There are two great arguments for democracy. Autocratic and hereditary systems are bound to put idiots, incompetents, and blood-thirsty maniacs in charge at some point. They can only be removed through violence. Since the first thing any sensible ruler does is attempt to acquire a monopoly on violence, most revolts end in bloody failure. In a democracy, voters may elect leaders just as bad, but they have a limited time in which to do their damage, and if the population doesn't like their government run by fools, warmongers, murderers, and thieves, they can replace them, peacefully. This is much more pleasant. And less expensive. Yes, strange as it may seem, even an American presidential election is cheaper than a full-blown revolution.

Yet people don't always choose democracies. And when they choose them, they don't always like them. They may become instant battlefields, like Iraq. The deposed despots may lie doggo for awhile, then relaunch themselves, with popular support, as in Afghanistan. Leaders, once elected, may make moves to consolidate their power that others consider to be beyond the bounds of good taste. That appears to be the primary complaint in Egypt. The same could be said for the Islamic Republic of Iraq.

The presumption that democracy is the default position of humanity is charming. But it's probably false. The handmaidens of that ideal, who act as if democracy is easy, should be gently spanked and sent back to school.

Certainly in modern times, America is the birthplace of democracy. Even before the Revolution it was being tried in the individual states with the Virginia House of Burgesses, the Mayflower Compact, and William Penn's Frame of Government.

But as soon as the United States was born, armed resistance began. The first was Shay's Rebellion in western Massachusetts in 1787. The New York City Brothel Riot took place in 1793. Very little seems to be known about it, but it has a wonderful name and possibly harkens back to the Boston Brothel Riot of 1737. The Whiskey Rebellion of 1794 is more important. George Washington himself, at the head of 13,000 troops, rode into Pennsylvania to put it down. There were also slave revolts, as well as abolitionist and anti-abolitionist riots, leading up to the Civil War. The population at the time was 31 million, including four million slaves. Some three million men went to war and 600,000 died. After the war, the South was occupied by Federal troops for 11 years. As soon as those troops were withdrawn, white Southern traditionalists launched a reign of terror to restore white supremacy. They were successful. Their system of oppression remained unchanged and hardly challenged for very nearly a century longer.

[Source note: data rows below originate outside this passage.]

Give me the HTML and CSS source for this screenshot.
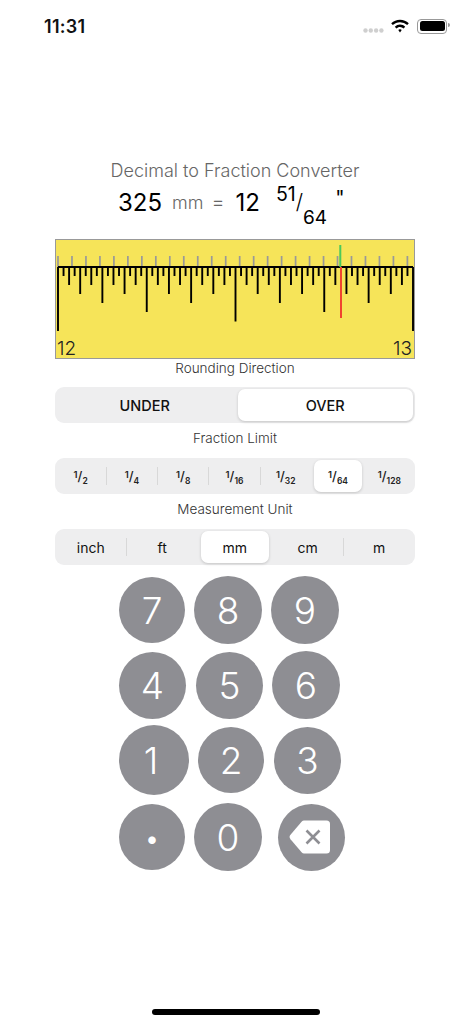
FILE: index.html
```html
<!DOCTYPE html>
<html lang="en">
<head>
    <meta charset="UTF-8">
    <meta name="viewport" content="width=device-width, initial-scale=1.0">
    <title>Decimal to Fraction Converter</title>
    <link rel="stylesheet" href="styles.css">
</head>
<body>
<div class="status-bar">
    <span class="status-time">11:31</span>
    <div class="status-icons">
        <svg class="signal-dots" width="21" height="5" viewBox="0 0 21 5">
            <circle cx="2.5" cy="2.5" r="2.2"/><circle cx="7.8" cy="2.5" r="2.2"/><circle cx="13.1" cy="2.5" r="2.2"/><circle cx="18.4" cy="2.5" r="2.2"/>
        </svg>
        <svg class="wifi-icon" width="18" height="14" viewBox="0 0 18 14">
            <path d="M9 10.2a2 2 0 0 1 1.7.9L9 13.6l-1.7-2.5a2 2 0 0 1 1.7-.9z"/>
            <path d="M9 5.6c2 0 3.9.8 5.2 2.1l-1.6 1.8A5.2 5.2 0 0 0 9 8c-1.4 0-2.7.6-3.6 1.5L3.8 7.7A7.4 7.4 0 0 1 9 5.6z"/>
            <path d="M9 .8c3.4 0 6.5 1.3 8.8 3.5l-1.6 1.8A10.2 10.2 0 0 0 9 3.2c-2.8 0-5.3 1.1-7.2 2.9L.2 4.3A12.8 12.8 0 0 1 9 .8z"/>
        </svg>
        <div class="battery"><div class="battery-level"></div></div>
    </div>
</div>

<main class="converter">
    <h1 class="title">Decimal to Fraction Converter</h1>
    <div class="result">
        <span class="result-value">325</span>
        <span class="result-unit">mm</span>
        <span class="result-equals">=</span>
        <span class="result-whole">12</span>
        <span class="result-fraction"><span class="frac-top">51</span><span class="frac-slash">/</span><span class="frac-bottom">64</span></span>
        <span class="result-inch">"</span>
    </div>

    <div class="ruler">
        <svg class="ruler-ticks" width="359" height="118" viewBox="0 0 359 118">
            <g transform="translate(2 0) scale(13.976 1)" class="ticks-mm">
                <path d="M0 16V27M1 16V27M2 16V27M3 16V27M4 16V27M5 16V27M6 16V27M7 16V27M8 16V27M9 16V27M10 16V27M11 16V27M12 16V27M13 16V27M14 16V27M15 16V27M16 16V27M17 16V27M18 16V27M19 16V27M20 16V27M21 16V27M22 16V27M23 16V27M24 16V27M25 16V27"/>
            </g>
            <g transform="translate(2 0) scale(5.547 1)" class="ticks-inch">
                <path d="M0 27H64"/>
                <path d="M1 27V36M3 27V36M5 27V36M7 27V36M9 27V36M11 27V36M13 27V36M15 27V36M17 27V36M19 27V36M21 27V36M23 27V36M25 27V36M27 27V36M29 27V36M31 27V36M33 27V36M35 27V36M37 27V36M39 27V36M41 27V36M43 27V36M45 27V36M47 27V36M49 27V36M53 27V36M55 27V36M57 27V36M59 27V36M61 27V36M63 27V36"/>
                <path d="M2 27V45M6 27V45M10 27V45M14 27V45M18 27V45M22 27V45M26 27V45M30 27V45M34 27V45M38 27V45M42 27V45M46 27V45M50 27V45M54 27V45M58 27V45M62 27V45"/>
                <path d="M4 27V54M12 27V54M20 27V54M28 27V54M36 27V54M44 27V54M52 27V54M60 27V54"/>
                <path d="M8 27V63M24 27V63M40 27V63M56 27V63"/>
                <path d="M16 27V72M48 27V72"/>
                <path d="M32 27V81.5"/>
                <path d="M0 27V91M64 27V91"/>
            </g>
            <rect class="marker-green" x="283.3" y="5" width="2" height="22"/>
            <rect class="marker-red" x="284" y="27" width="2" height="51"/>
        </svg>
        <span class="ruler-label ruler-label-left">12</span>
        <span class="ruler-label ruler-label-right">13</span>
    </div>

    <div class="section-label label-rounding">Rounding Direction</div>
    <div class="segments segments-tall">
        <div class="segment segment-text">UNDER</div>
        <div class="segment segment-text selected">OVER</div>
    </div>

    <div class="section-label">Fraction Limit</div>
    <div class="segments">
        <div class="segment divided"><span class="frac"><sup>1</sup>/<sub>2</sub></span></div>
        <div class="segment divided"><span class="frac"><sup>1</sup>/<sub>4</sub></span></div>
        <div class="segment divided"><span class="frac"><sup>1</sup>/<sub>8</sub></span></div>
        <div class="segment divided"><span class="frac"><sup>1</sup>/<sub>16</sub></span></div>
        <div class="segment"><span class="frac"><sup>1</sup>/<sub>32</sub></span></div>
        <div class="segment selected"><span class="frac"><sup>1</sup>/<sub>64</sub></span></div>
        <div class="segment"><span class="frac"><sup>1</sup>/<sub>128</sub></span></div>
    </div>

    <div class="section-label">Measurement Unit</div>
    <div class="segments">
        <div class="segment segment-unit divided">inch</div>
        <div class="segment segment-unit">ft</div>
        <div class="segment segment-unit selected">mm</div>
        <div class="segment segment-unit divided">cm</div>
        <div class="segment segment-unit">m</div>
    </div>

    <div class="keypad">
        <div class="key-row">
            <button class="key key-66">7</button>
            <button class="key key-68">8</button>
            <button class="key key-68">9</button>
        </div>
        <div class="key-row">
            <button class="key key-67">4</button>
            <button class="key key-67 key-shift">5</button>
            <button class="key key-68">6</button>
        </div>
        <div class="key-row key-row-wide">
            <button class="key key-70">1</button>
            <button class="key key-66">2</button>
            <button class="key key-67 key-shift">3</button>
        </div>
        <div class="key-row">
            <button class="key key-66 key-dot">•</button>
            <button class="key key-68">0</button>
            <button class="key key-67 key-back" title="Delete">
                <svg width="42" height="36" viewBox="0 0 42 36">
                    <path fill="#fff" d="M15 1.5H37.5a3.5 3.5 0 0 1 3.5 3.5V31a3.5 3.5 0 0 1-3.5 3.5H15a3 3 0 0 1-2.2-1L1.5 20.2a3.4 3.4 0 0 1 0-4.4L12.8 2.5a3 3 0 0 1 2.2-1z"/>
                    <path stroke="#8e8e93" stroke-width="2.6" fill="none" d="M17.5 11.5l13 13M30.5 11.5l-13 13"/>
                </svg>
            </button>
        </div>
    </div>
</main>

<div class="home-indicator"></div>
</body>
</html>
```

FILE: styles.css
```css
body {
    font-family: Inter, "Liberation Sans", sans-serif;
    margin: 0;
    background-color: #fff;
    color: #000;
    height: 1024px;
    overflow: hidden;
}
.status-bar {
    display: flex;
    justify-content: space-between;
    align-items: center;
    height: 52px;
    padding-left: 44px;
    padding-right: 24px;
}
.status-time {
    font-size: 18px;
    letter-spacing: 0.3px;
    font-weight: 600;
    color: #111;
}
.status-icons {
    display: flex;
    align-items: center;
}
.signal-dots { fill: #cfcfcf; margin-top: 9px; margin-right: 7px; }
.wifi-icon { fill: #000; margin-right: 8px; }
.battery {
    width: 25px;
    height: 10px;
    padding: 1.5px;
    border: 1px solid #999;
    border-radius: 4px;
    position: relative;
}
.battery::after {
    content: "";
    position: absolute;
    right: -3.5px;
    top: 3.5px;
    width: 1.5px;
    height: 4px;
    background-color: #999;
    border-radius: 0 2px 2px 0;
}
.battery-level {
    height: 100%;
    background-color: #000;
    border-radius: 2.5px;
}
.converter {
    padding-left: 55px;
    padding-right: 56px;
}
.title {
    margin: 108px 0 0;
    font-size: 18px;
    font-weight: 300;
    line-height: 22px;
    color: #666;
    text-align: center;
}
.result {
    display: flex;
    align-items: baseline;
    height: 57px;
    margin-top: 0;
    padding-left: 63px;
}
.result-value { font-size: 24px; line-height: 36px; font-weight: 400; }
.result-unit { font-size: 18px; font-weight: 300; color: #666; margin-left: 10px; transform: translateY(-2px); }
.result-equals { font-size: 20px; font-weight: 300; color: #666; margin-left: 8px; transform: translateY(-2px); }
.result-whole { font-size: 24px; margin-left: 11px; }
.result-fraction { font-size: 19.5px; margin-left: 16px; white-space: nowrap; }
.frac-top { vertical-align: 10px; }
.frac-slash { font-size: 21px; font-weight: 300; vertical-align: 2px; }
.frac-bottom { font-size: 19px; vertical-align: -12.5px; }
.result-inch { font-size: 20px; margin-left: 8px; margin-top: 3px; align-self: flex-start; line-height: 26px; }
.ruler {
    height: 118px;
    border: 1px solid #999;
    background-color: #f6e459;
    position: relative;
}
.ruler-ticks { display: block; }
.ticks-mm path {
    stroke: #999;
    stroke-width: 1.7;
    fill: none;
    vector-effect: non-scaling-stroke;
}
.ticks-inch path {
    stroke: #000;
    stroke-width: 1.9;
    fill: none;
    vector-effect: non-scaling-stroke;
}
.marker-green { fill: #4bc95b; }
.marker-red { fill: #f0442f; }
.ruler-label {
    position: absolute;
    bottom: -2px;
    font-size: 19px;
    font-weight: 300;
    line-height: 22px;
    color: #222;
}
.ruler-label-left { left: 1px; }
.ruler-label-right { right: 2px; }
.section-label {
    font-size: 13.5px;
    font-weight: 300;
    line-height: 18px;
    color: #333;
    text-align: center;
    margin-top: 6px;
    margin-bottom: 11px;
}
.label-rounding { margin-top: 0; margin-bottom: 10px; }
.segments {
    display: flex;
    height: 36px;
    background-color: #eeeeef;
    border-radius: 9px;
}
.segment {
    flex: 1;
    display: flex;
    align-items: center;
    justify-content: center;
    margin: 2px;
    border-radius: 7px;
    position: relative;
    color: #111;
}
.segment.divided::after {
    content: "";
    position: absolute;
    right: -2.5px;
    top: 7px;
    bottom: 7px;
    width: 1px;
    background-color: #d8d8d8;
}
.selected {
    background-color: #fff;
    box-shadow: 0 1px 3px rgba(0,0,0,0.18);
    margin-left: 3px;
}
.segment-text { font-size: 14.5px; font-weight: 500; }
.segment-unit { font-size: 14px; font-weight: 400; }
.segment-unit.selected { margin-right: 3.5px; }
.frac { font-size: 13px; font-weight: 500; color: #222; }
.frac sup { font-size: 9.5px; font-weight: 600; vertical-align: 3px; line-height: 0; }
.frac sub { font-size: 8.5px; font-weight: 600; vertical-align: -3px; line-height: 0; }
.keypad {
    padding-left: 64px;
    margin-top: 10px;
}
.key-row {
    display: flex;
    align-items: center;
    gap: 9px;
    height: 70px;
    margin-bottom: 5px;
}
.key-row-wide { margin-bottom: 7px; }
.key {
    border: none;
    border-radius: 50%;
    padding: 0;
    background-color: #8e8e93;
    color: #fff;
    font-family: Inter, "Liberation Sans", sans-serif;
    font-size: 37px;
    font-weight: 300;
    display: flex;
    align-items: center;
    justify-content: center;
    flex: none;
}
.key-66 { width: 66px; height: 66px; }
.key-67 { width: 67px; height: 67px; }
.key-68 { width: 68px; height: 68px; }
.key-70 { width: 70px; height: 70px; padding-right: 6px; }
.key-shift { margin-left: 1px; }
.key-back { margin-left: 7px; }
.key-back svg { display: block; margin-right: 3px; }
.key-dot { font-size: 24px; font-weight: 400; padding-top: 2px; }
.home-indicator {
    position: absolute;
    left: 152px;
    top: 1008.5px;
    width: 168px;
    height: 6px;
    border-radius: 3px;
    background-color: #000;
}
```
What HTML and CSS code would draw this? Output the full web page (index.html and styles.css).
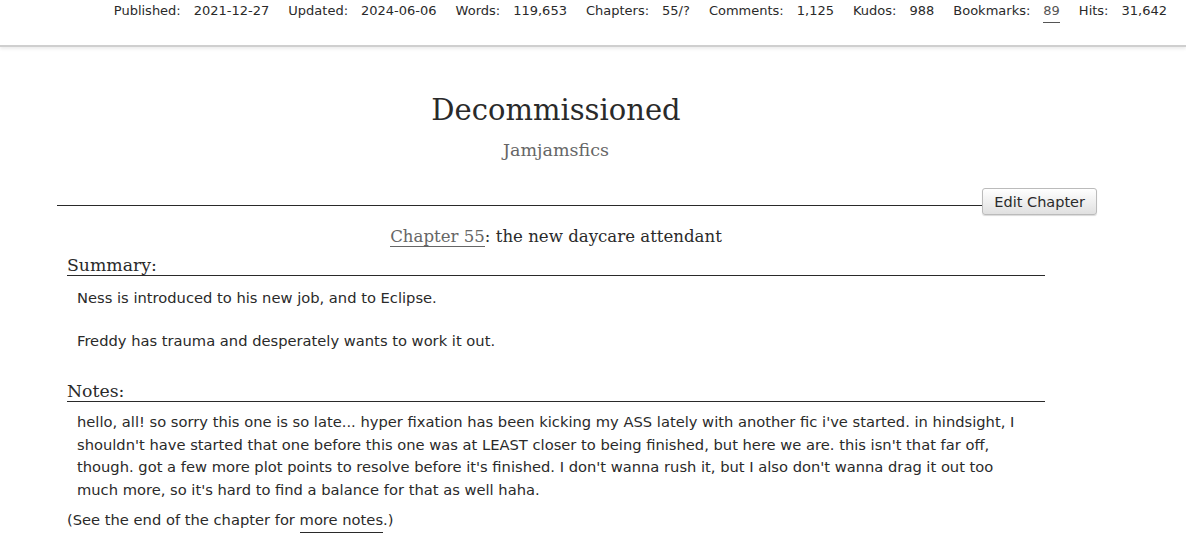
FILE: index.html
```html
<!DOCTYPE html>
<html lang="en">
<head>
    <meta charset="UTF-8">
    <title>Decommissioned - Chapter 55</title>
    <link rel="stylesheet" href="styles.css">
</head>
<body>

    <div class="stats-bar">
        <dl class="stats">
            <dt>Published:</dt><dd>2021-12-27</dd>
            <dt>Updated:</dt><dd>2024-06-06</dd>
            <dt>Words:</dt><dd>119,653</dd>
            <dt>Chapters:</dt><dd>55/?</dd>
            <dt>Comments:</dt><dd>1,125</dd>
            <dt>Kudos:</dt><dd>988</dd>
            <dt>Bookmarks:</dt><dd><a href="#">89</a></dd>
            <dt>Hits:</dt><dd>31,642</dd>
        </dl>
    </div>

    <div class="work">
        <div class="preface">
            <h2 class="title">Decommissioned</h2>
            <h3 class="byline"><a href="#">Jamjamsfics</a></h3>
        </div>

        <div class="chapter-top">
            <div class="rule"></div>
            <button class="edit-btn">Edit Chapter</button>
        </div>

        <div class="chapter">
            <h3 class="chapter-title"><a href="#">Chapter 55</a>: the new daycare attendant</h3>

            <div class="module">
                <h3 class="heading">Summary:</h3>
                <blockquote class="userstuff">
                    <p>Ness is introduced to his new job, and to Eclipse.</p>
                    <p>Freddy has trauma and desperately wants to work it out.</p>
                </blockquote>
            </div>

            <div class="module">
                <h3 class="heading">Notes:</h3>
                <blockquote class="userstuff">
                    <p>hello, all! so sorry this one is so late... hyper fixation has been kicking my ASS lately with another fic i've started. in hindsight, I shouldn't have started that one before this one was at LEAST closer to being finished, but here we are. this isn't that far off, though. got a few more plot points to resolve before it's finished. I don't wanna rush it, but I also don't wanna drag it out too much more, so it's hard to find a balance for that as well haha.</p>
                </blockquote>
                <p class="jump">(See the end of the chapter for <a href="#" class="more-link">more notes</a>.)</p>
            </div>
        </div>
    </div>

</body>
</html>
```

FILE: styles.css
```css
body { margin: 0; font-family: "DejaVu Sans", sans-serif; font-size: 14.7px; color: #2a2a2a; background: #fff; }
a { color: #2a2a2a; text-decoration: none; }

.stats-bar { height: 45px; border-bottom: 2px solid #cfcfcf; box-shadow: 0 2px 3px rgba(0,0,0,0.08); }
.stats { display: flex; justify-content: flex-end; margin: 0; padding: 2px 19px 0 0; font-size: 13px; line-height: 17px; }
.stats dt { margin: 0 13px 0 0; }
.stats dd { margin: 0 19px 0 0; }
.stats dd:last-child { margin-right: 0; }
.stats a { color: #555; border-bottom: 1px solid #555; padding-bottom: 4px; }

.work { width: 998px; margin: 0 0 0 57px; }

.preface { text-align: center; padding-top: 44px; }
.title { font-family: "DejaVu Serif", serif; font-weight: normal; font-size: 29px; margin: 0; line-height: 38px; }
.byline { font-family: "DejaVu Serif", serif; font-weight: normal; font-size: 17.5px; margin: 10px 0 0; line-height: 22px; }
.byline a { color: #666; }

.chapter-top { display: flex; align-items: flex-end; margin-top: 27px; width: 1040px; }
.rule { flex: 1; border-bottom: 1px solid #2a2a2a; margin-bottom: 9px; }
.edit-btn { font-family: "DejaVu Sans", sans-serif; font-size: 14.5px; color: #2a2a2a; padding: 2px 11px; height: 27px; border: 1px solid #bbb; border-radius: 3px; background: linear-gradient(#fff, #e0e0e0); box-shadow: 0 1px 1px rgba(0,0,0,0.15); }

.chapter-title { font-family: "DejaVu Serif", serif; font-weight: normal; font-size: 16.6px; text-align: center; margin: 10px 0 0; line-height: 24px; }
.chapter-title a { color: #666; border-bottom: 1px solid #666; }

.module { margin: 0 10px; }
.heading { font-family: "DejaVu Serif", serif; font-weight: normal; font-size: 17.3px; margin: 7px 0 0; line-height: 19px; border-bottom: 1px solid #2a2a2a; }
.userstuff { margin: 0; padding: 0 15px 0 10px; line-height: 22.5px; }
.userstuff p { margin: 11px 0 0; }
.userstuff p + p { margin-top: 20px; }
.module + .module .heading { margin-top: 30px; }
.module + .module .userstuff p { margin-top: 9px; }
.jump { margin: 8px 0 0; line-height: 22px; }
.more-link { display: inline-block; line-height: 17px; border-bottom: 1px solid #2a2a2a; padding-bottom: 4px; }
```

The French Revolution followed on the heels of America's. They decided to execute members of the old regime and possible counter-revolutionaries. That's been called the Reign of Terror. Then there was a parliamentary coup, followed by The Directory, followed by Napoleon, who made himself emperor. All in the space of 15 years.

In 1815 the French monarchy was restored. There was much fuss and bother from 1830 to 1848, when the Second Republic was established. The first leader they elected was Louis-Napoleon Bonaparte, nephew of the real Napoleon. With his four-year term coming to an end, Bonaparte decided to make himself emperor. He kept the job for 22 years. The Third Republic came into being in 1871, the Fourth Republic after the German Occupation. The French are now on their Fifth Republic.

The point of this long tour is that democracy is neither easy nor automatic. We may not think that Russians should be nostalgic for Stalin, but the voters certainly like Putin's man of steel poses and actions. Why should the Egyptians be quicker to function in a parliamentary fashion than the French? How can we expect the Iraqis, the Syrians, and various others to sort out their sectarian differences more swiftly and smoothly than we ourselves settled the issue of slavery and welcomed people with African origins as full citizens?